[Pages as source code]
-=-=-=-=-
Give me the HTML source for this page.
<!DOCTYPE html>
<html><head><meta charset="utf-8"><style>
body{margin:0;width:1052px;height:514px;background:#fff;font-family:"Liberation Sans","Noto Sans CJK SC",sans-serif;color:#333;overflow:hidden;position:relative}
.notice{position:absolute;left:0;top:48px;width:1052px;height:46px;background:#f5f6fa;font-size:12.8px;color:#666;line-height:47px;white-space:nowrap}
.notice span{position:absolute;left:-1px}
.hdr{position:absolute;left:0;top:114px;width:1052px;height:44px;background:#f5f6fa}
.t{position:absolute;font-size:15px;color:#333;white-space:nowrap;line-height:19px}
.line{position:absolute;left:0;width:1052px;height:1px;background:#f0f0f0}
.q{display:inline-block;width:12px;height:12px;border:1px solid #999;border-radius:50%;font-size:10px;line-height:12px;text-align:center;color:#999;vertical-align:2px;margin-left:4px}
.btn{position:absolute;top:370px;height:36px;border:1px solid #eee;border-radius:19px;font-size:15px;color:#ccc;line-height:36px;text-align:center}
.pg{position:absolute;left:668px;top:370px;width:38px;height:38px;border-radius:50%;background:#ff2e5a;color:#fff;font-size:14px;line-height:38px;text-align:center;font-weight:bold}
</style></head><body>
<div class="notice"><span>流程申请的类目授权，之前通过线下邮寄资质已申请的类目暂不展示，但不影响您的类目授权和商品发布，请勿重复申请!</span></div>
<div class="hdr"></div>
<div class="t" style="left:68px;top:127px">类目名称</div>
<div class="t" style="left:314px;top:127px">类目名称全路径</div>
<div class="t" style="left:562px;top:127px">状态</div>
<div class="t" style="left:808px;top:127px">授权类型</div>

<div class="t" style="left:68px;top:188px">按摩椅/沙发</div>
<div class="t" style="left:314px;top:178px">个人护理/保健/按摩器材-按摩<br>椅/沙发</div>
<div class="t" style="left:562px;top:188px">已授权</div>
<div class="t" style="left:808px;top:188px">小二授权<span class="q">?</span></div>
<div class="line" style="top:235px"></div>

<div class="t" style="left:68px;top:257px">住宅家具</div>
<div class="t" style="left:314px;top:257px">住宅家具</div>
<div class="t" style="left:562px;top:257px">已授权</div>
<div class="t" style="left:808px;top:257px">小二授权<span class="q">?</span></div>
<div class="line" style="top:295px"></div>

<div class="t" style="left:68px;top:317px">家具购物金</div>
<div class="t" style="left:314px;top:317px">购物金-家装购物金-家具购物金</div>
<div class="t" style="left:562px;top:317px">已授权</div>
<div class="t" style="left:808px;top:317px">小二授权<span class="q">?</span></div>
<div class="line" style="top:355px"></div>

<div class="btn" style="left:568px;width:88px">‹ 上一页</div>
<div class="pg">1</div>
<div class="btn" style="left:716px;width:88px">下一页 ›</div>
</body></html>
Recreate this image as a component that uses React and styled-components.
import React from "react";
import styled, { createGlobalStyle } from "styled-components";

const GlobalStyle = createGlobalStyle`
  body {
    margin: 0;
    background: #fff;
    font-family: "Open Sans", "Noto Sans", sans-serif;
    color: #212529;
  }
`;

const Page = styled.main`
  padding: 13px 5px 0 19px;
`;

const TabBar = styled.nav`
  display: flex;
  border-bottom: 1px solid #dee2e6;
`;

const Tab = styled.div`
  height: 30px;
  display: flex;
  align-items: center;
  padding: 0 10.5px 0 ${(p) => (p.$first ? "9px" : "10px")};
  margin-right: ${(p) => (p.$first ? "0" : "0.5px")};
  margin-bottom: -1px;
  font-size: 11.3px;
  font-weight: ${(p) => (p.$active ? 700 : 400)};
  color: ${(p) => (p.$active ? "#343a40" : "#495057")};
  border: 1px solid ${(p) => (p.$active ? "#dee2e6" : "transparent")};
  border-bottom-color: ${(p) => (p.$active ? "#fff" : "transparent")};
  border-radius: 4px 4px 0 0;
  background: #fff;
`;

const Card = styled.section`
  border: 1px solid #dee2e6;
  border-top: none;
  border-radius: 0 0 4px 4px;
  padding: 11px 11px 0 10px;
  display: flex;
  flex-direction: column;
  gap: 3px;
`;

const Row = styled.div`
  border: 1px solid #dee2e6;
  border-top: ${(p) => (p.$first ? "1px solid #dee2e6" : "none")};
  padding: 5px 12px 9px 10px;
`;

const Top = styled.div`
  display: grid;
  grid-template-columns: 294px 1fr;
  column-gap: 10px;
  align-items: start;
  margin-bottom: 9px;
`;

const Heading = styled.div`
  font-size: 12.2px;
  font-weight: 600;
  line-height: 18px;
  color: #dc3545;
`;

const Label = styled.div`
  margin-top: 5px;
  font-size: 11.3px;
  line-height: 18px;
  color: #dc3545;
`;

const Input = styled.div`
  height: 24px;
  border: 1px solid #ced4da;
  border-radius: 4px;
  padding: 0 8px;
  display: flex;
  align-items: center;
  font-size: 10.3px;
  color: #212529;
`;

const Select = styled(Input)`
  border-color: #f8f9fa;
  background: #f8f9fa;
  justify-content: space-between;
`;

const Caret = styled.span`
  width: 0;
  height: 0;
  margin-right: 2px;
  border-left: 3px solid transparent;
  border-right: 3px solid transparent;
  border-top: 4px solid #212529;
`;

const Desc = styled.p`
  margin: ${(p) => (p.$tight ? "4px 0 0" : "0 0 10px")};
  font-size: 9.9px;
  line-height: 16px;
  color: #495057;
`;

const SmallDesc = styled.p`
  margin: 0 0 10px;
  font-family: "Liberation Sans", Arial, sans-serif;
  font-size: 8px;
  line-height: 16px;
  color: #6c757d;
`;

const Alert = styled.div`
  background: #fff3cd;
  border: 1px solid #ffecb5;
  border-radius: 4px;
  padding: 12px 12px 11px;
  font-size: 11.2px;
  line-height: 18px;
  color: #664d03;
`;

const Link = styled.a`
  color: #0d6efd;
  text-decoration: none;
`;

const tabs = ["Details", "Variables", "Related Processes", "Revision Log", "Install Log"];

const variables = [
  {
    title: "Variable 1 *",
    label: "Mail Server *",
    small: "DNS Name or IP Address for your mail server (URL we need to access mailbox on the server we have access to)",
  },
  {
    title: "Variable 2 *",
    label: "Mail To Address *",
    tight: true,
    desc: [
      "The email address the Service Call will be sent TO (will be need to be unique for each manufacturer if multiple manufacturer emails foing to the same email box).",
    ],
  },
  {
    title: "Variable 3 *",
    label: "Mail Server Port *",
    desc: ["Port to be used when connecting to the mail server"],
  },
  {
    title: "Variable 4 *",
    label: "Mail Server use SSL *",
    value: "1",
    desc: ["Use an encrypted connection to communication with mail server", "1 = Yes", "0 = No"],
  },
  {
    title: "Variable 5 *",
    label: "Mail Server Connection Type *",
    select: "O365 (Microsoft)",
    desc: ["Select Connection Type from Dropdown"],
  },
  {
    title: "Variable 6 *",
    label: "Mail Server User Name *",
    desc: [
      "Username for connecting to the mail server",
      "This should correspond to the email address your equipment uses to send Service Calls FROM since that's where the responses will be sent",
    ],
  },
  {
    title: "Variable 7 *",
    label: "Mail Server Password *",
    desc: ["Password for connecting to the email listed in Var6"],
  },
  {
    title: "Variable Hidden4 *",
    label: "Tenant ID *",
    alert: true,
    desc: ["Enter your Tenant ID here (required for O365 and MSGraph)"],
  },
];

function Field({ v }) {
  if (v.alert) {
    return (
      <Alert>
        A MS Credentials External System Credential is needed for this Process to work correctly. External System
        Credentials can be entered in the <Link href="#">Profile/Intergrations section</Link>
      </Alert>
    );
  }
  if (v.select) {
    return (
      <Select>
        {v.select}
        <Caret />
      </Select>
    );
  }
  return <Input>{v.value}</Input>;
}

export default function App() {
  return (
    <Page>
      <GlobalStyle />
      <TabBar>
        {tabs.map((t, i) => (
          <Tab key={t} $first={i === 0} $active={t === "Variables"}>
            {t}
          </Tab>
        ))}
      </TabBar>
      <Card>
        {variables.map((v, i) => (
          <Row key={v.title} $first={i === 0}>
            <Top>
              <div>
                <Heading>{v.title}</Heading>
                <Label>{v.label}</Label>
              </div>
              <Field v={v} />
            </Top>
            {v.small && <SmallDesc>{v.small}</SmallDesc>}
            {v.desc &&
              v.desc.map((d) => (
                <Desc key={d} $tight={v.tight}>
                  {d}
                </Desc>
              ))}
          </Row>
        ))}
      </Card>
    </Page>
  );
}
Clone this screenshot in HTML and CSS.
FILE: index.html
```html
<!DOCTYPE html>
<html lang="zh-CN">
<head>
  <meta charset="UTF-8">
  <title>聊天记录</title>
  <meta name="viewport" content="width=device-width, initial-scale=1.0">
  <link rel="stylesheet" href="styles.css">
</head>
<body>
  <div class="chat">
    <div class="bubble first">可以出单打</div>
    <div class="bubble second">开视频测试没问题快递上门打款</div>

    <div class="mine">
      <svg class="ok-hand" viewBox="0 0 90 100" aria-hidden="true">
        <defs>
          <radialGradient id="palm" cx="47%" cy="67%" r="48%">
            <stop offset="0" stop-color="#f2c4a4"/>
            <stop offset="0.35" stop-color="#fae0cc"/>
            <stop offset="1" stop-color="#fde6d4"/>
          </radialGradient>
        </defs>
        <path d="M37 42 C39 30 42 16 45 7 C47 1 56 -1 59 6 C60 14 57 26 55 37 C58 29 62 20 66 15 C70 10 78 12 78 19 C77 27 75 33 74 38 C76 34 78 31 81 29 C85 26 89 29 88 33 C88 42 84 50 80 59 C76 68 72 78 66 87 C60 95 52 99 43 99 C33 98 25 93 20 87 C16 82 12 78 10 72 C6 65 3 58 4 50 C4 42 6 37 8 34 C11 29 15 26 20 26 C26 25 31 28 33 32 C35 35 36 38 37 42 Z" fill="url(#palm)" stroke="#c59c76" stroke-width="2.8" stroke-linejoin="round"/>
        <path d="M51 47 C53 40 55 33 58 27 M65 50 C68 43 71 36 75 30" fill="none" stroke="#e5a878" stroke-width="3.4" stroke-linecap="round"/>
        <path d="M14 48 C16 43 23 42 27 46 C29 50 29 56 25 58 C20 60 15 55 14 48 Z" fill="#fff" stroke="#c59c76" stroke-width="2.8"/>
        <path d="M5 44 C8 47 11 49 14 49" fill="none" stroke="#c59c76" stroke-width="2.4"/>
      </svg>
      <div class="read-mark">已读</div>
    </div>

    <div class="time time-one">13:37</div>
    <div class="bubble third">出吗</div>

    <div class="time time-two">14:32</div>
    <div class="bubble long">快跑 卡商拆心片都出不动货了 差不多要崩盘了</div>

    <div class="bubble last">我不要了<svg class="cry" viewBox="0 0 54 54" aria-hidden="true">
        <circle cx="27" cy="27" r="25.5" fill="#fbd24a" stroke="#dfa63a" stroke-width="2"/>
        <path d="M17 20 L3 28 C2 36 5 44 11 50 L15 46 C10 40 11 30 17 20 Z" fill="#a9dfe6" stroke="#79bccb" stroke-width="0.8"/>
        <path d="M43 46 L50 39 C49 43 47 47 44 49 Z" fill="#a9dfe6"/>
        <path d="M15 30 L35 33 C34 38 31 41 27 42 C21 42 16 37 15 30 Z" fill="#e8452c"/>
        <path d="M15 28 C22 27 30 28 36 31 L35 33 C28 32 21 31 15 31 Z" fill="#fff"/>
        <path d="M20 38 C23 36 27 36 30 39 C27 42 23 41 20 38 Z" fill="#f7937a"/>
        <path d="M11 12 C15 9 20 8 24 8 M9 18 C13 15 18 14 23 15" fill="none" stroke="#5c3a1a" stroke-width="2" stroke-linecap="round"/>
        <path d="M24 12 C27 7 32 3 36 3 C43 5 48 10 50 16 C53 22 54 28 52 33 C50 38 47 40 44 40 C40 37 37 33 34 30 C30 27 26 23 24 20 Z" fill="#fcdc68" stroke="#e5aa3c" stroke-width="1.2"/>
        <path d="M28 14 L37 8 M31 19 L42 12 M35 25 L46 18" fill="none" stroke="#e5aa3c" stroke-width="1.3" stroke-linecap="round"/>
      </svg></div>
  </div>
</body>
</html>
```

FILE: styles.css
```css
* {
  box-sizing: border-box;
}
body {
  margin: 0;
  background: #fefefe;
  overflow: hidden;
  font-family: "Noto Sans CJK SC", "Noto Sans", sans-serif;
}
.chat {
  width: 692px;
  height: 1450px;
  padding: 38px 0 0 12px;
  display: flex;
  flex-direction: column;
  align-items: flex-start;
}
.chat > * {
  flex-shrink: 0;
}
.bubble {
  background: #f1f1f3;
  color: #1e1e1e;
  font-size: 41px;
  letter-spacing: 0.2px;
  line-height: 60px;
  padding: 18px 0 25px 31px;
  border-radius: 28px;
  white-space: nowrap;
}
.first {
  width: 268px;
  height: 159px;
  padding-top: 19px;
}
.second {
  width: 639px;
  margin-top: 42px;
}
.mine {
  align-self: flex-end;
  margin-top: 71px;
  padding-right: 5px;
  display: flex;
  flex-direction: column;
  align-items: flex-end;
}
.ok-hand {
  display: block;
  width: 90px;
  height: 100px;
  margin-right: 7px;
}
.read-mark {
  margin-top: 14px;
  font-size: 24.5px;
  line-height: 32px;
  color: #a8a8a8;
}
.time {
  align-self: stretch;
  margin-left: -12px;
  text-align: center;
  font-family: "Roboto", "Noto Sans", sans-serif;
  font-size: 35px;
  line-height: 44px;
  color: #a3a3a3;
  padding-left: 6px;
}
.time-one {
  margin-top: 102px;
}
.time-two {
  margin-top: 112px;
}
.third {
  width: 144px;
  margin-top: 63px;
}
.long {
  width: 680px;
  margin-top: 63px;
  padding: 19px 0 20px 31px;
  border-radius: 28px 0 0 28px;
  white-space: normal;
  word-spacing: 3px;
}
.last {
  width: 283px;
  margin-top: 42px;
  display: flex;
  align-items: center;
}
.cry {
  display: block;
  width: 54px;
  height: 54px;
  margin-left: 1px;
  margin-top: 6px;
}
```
-=-=-=-=-
Lines holding the word "that" in the entries above are the ones to pull out. Copy them all.

Recreate this image as a component that uses React and styled-components.
      "This should correspond to the email address your equipment uses to send Service Calls FROM since that's where the responses will be sent",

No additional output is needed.